Observers Discuss Economic Perspectives Ahead of Peru’s Presidential Election

June 07, 2021

Just four days ahead of Peru’s presidential election, the Santiago Center, along with the Business Alumni Club Peru, the Jerome A. Chazen Institute for Global Business, and the Columbia Latin America Business Association, held a panel to discuss the country’s economic outlook and share thoughts on international perspectives towards the polarized June 6 election between Luis Castillo (of the left leaning Perú Libre party) and Keiko Fujimori (from the right-wing Fuerza Popular).

Marlene Savarain (CBS’04), co-head of the Columbia Business School Alumni Club Peru and chair of the event, started by raising two key questions to panelists Jorge Mariscal, Adjunct Professor at the Columbia School of International and Public Affairs (SIPA); Liliana Rojas-Suárez, Chair of the Latin American Committee on Macroeconomic and Financial Issues (CLAAF); and Luis Oganes, Global Head of Emerging Markets Research for J.P. Morgan: How solid is the Peruvian economy?

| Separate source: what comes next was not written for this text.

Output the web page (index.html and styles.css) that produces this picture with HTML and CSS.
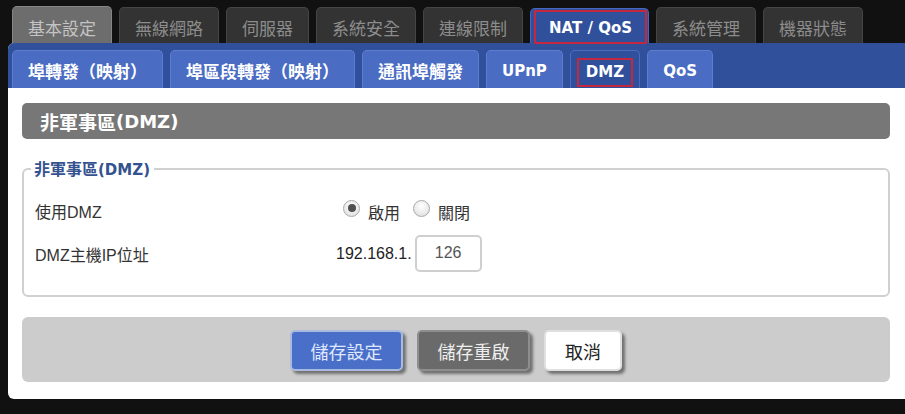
FILE: index.html
```html
<!DOCTYPE html>
<html lang="zh-Hant">
<head>
<meta charset="utf-8">
<title>NAT / QoS - DMZ</title>
<link rel="stylesheet" href="styles.css">
</head>
<body>
<nav class="topnav">
  <div class="toptab toptab-home">基本設定</div>
  <div class="toptab">無線網路</div>
  <div class="toptab">伺服器</div>
  <div class="toptab">系統安全</div>
  <div class="toptab">連線限制</div>
  <div class="toptab toptab-active"><span class="focus latin">NAT / QoS</span></div>
  <div class="toptab">系統管理</div>
  <div class="toptab">機器狀態</div>
</nav>
<div class="panel">
  <div class="subnav">
    <div class="subtab">埠轉發（映射）</div>
    <div class="subtab">埠區段轉發（映射）</div>
    <div class="subtab">通訊埠觸發</div>
    <div class="subtab latin">UPnP</div>
    <div class="subtab subtab-active latin"><span class="subfocus">DMZ</span></div>
    <div class="subtab latin">QoS</div>
  </div>
  <div class="content">
    <div class="section-title">非軍事區<span class="latin">(DMZ)</span></div>
    <fieldset class="group">
      <legend class="group-legend">非軍事區<span class="latin">(DMZ)</span></legend>
      <div class="row">
        <div class="label">使用DMZ</div>
        <div class="value">
          <span class="radio checked"></span><span class="radio-text">啟用</span>
          <span class="radio"></span><span class="radio-text">關閉</span>
        </div>
      </div>
      <div class="row">
        <div class="label">DMZ主機IP位址</div>
        <div class="value">
          <span class="ip-prefix">192.168.1.</span><span class="ip-input">126</span>
        </div>
      </div>
    </fieldset>
    <div class="actions">
      <div class="btn btn-save">儲存設定</div>
      <div class="btn btn-reboot">儲存重啟</div>
      <div class="btn btn-cancel">取消</div>
    </div>
  </div>
</div>
</body>
</html>
```
FILE: styles.css
```css
html, body {
  margin: 0;
  padding: 0;
}
body {
  background: #111111;
  font-family: "Liberation Sans", "Noto Sans CJK TC", sans-serif;
  color: #333333;
  overflow: hidden;
}
.latin {
  font-family: "DejaVu Sans", "Noto Sans CJK TC", sans-serif;
  font-weight: bold;
}

/* top navigation */
.topnav {
  display: flex;
  align-items: flex-end;
  gap: 7px;
  padding: 6px 0 0 12px;
  height: 43px;
  box-sizing: border-box;
}
.toptab {
  height: 36px;
  box-sizing: border-box;
  padding: 4px 15px 0;
  display: flex;
  align-items: center;
  justify-content: center;
  background: #333333;
  border: 1px solid #454545;
  border-bottom: none;
  border-radius: 5px 5px 0 0;
  color: #8c8c8c;
  font-family: "Noto Sans CJK TC", sans-serif;
  font-size: 17px;
  white-space: nowrap;
}
.toptab-home {
  height: 37px;
  background: #6d6d6d;
  border-color: #858585;
  color: #c4c4c4;
}
.toptab-active {
  height: 35px;
  padding: 1px 1px 0 3px;
  background: #30509b;
  border-color: #4868bd;
  align-items: stretch;
}
.focus {
  display: flex;
  align-items: center;
  justify-content: center;
  padding: 2px 13px 0;
  border: 2px solid #c4283f;
  margin-bottom: -1px;
  color: #ffffff;
  font-size: 15px;
}

/* panel */
.panel {
  margin-left: 8px;
  background: #ffffff;
  border-radius: 6px 0 0 6px;
  overflow: hidden;
}
.subnav {
  display: flex;
  align-items: flex-end;
  gap: 7px;
  height: 45px;
  box-sizing: border-box;
  padding: 0 0 0 4px;
  background: #30509b;
}
.subtab {
  height: 38px;
  box-sizing: border-box;
  padding: 2px 15px 0;
  display: flex;
  align-items: center;
  justify-content: center;
  background: #4a6cc3;
  border: 1px solid #5c7dd0;
  border-bottom: none;
  border-radius: 5px 5px 0 0;
  color: #ffffff;
  font-family: "Noto Sans CJK TC", sans-serif;
  font-weight: bold;
  font-size: 17px;
  white-space: nowrap;
}
.subtab.latin {
  font-family: "DejaVu Sans", sans-serif;
  font-size: 15px;
}
.subtab-active {
  background: #30509b;
  border-color: #4a6cc3;
  padding: 7px 6px 1px;
  align-items: stretch;
}
.subfocus {
  display: flex;
  align-items: center;
  justify-content: center;
  padding: 0 7px 2px;
  border: 2px solid #c4283f;
}

/* content */
.content {
  padding: 15px 15px 17px 14px;
}
.section-title {
  height: 36px;
  box-sizing: border-box;
  padding: 0 0 0 18px;
  display: flex;
  align-items: center;
  background: #777777;
  border-radius: 5px;
  color: #ffffff;
  font-family: "Noto Sans CJK TC", sans-serif;
  font-weight: bold;
  font-size: 19px;
}
.section-title .latin {
  font-size: 18px;
}
.group {
  margin: 18px 0 0;
  padding: 10px 8px 23px 11px;
  border: 2px solid #d0d0d0;
  border-radius: 6px;
  min-width: 0;
}
.group-legend {
  margin-left: -4px;
  padding: 0 4px 0 3px;
  line-height: 22px;
  color: #34528f;
  font-family: "Noto Sans CJK TC", sans-serif;
  font-weight: bold;
  font-size: 16px;
}
.group-legend .latin {
  font-size: 15px;
}
.row {
  display: flex;
  align-items: center;
  height: 38px;
  font-size: 16px;
}
.row + .row {
  margin-top: 5px;
}
.label {
  width: 301px;
  flex: none;
  color: #333333;
  padding-top: 2px;
}
.value {
  display: flex;
  align-items: center;
  color: #222222;
}
.radio {
  width: 17px;
  height: 17px;
  box-sizing: border-box;
  border: 1px solid #aaaaaa;
  border-radius: 50%;
  background: radial-gradient(circle at 50% 35%, #ffffff 0%, #e6e6e6 70%, #d4d4d4 100%);
  margin: 0 8px 4px 7px;
  display: flex;
  align-items: center;
  justify-content: center;
}
.radio.checked::after {
  content: "";
  width: 8px;
  height: 8px;
  border-radius: 50%;
  background: #505050;
}
.radio-text {
  padding-top: 4px;
  margin-right: 6px;
  font-family: "Noto Sans CJK TC", sans-serif;
  color: #333333;
}
.ip-prefix {
  margin-right: 3px;
  padding-top: 2px;
}
.ip-input {
  width: 67px;
  height: 37px;
  box-sizing: border-box;
  border: 2px solid #cfcfcf;
  border-radius: 5px;
  display: flex;
  align-items: center;
  justify-content: center;
  color: #555555;
  font-size: 16px;
}

/* actions */
.actions {
  margin-top: 20px;
  height: 65px;
  display: flex;
  align-items: center;
  justify-content: center;
  gap: 14px;
  background: #cccccc;
  border-radius: 6px;
  padding-top: 2px;
  box-sizing: border-box;
}
.btn {
  height: 41px;
  box-sizing: border-box;
  display: flex;
  align-items: center;
  justify-content: center;
  border: 2px solid;
  border-radius: 5px;
  font-family: "Noto Sans CJK TC", sans-serif;
  font-size: 18px;
  box-shadow: 3px 3px 3px rgba(0, 0, 0, 0.45);
}
.btn-save {
  width: 113px;
  background: #4a6fc8;
  border-color: #a9badf;
  color: #dfe8ff;
}
.btn-reboot {
  width: 113px;
  background: #6a6a6a;
  border-color: #8e8e8e;
  color: #eeeeee;
}
.btn-cancel {
  width: 78px;
  background: #ffffff;
  border-color: #e0e0e0;
  color: #222222;
}
```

And how is the country perceived by the rest of the world?

Rojas-Suárez, who is also an adjunct professor at SIPA, stated that since the beginning of the pandemic, Peru has used its fiscal space while maintaining access to international markets, indicating economic solidity, “something that many other emerging countries have been unable to achieve.” She emphasized that with respect to the election “the greatest danger from the economic point of view is losing our macro stability.”

Oganes, on the other hand, referred to Peru’s political instability and to how populist economic measures have undermined the country’s image in international markets, stressing that “Peru still has the benefit of the doubt that the economic decline may be temporary due to the pandemic, but it is at risk because one of the candidates [Castillo] proposes an abrupt change unseen in the last three decades, which generates uncertainty.” Finally, Mariscal stated that the election “can split Peru's electoral history in two and that “The important thing is to send a sign of economic prudence.”

Both economists agreed that regardless of the election result, maintaining the independence of Peru’s Central Bank will be key.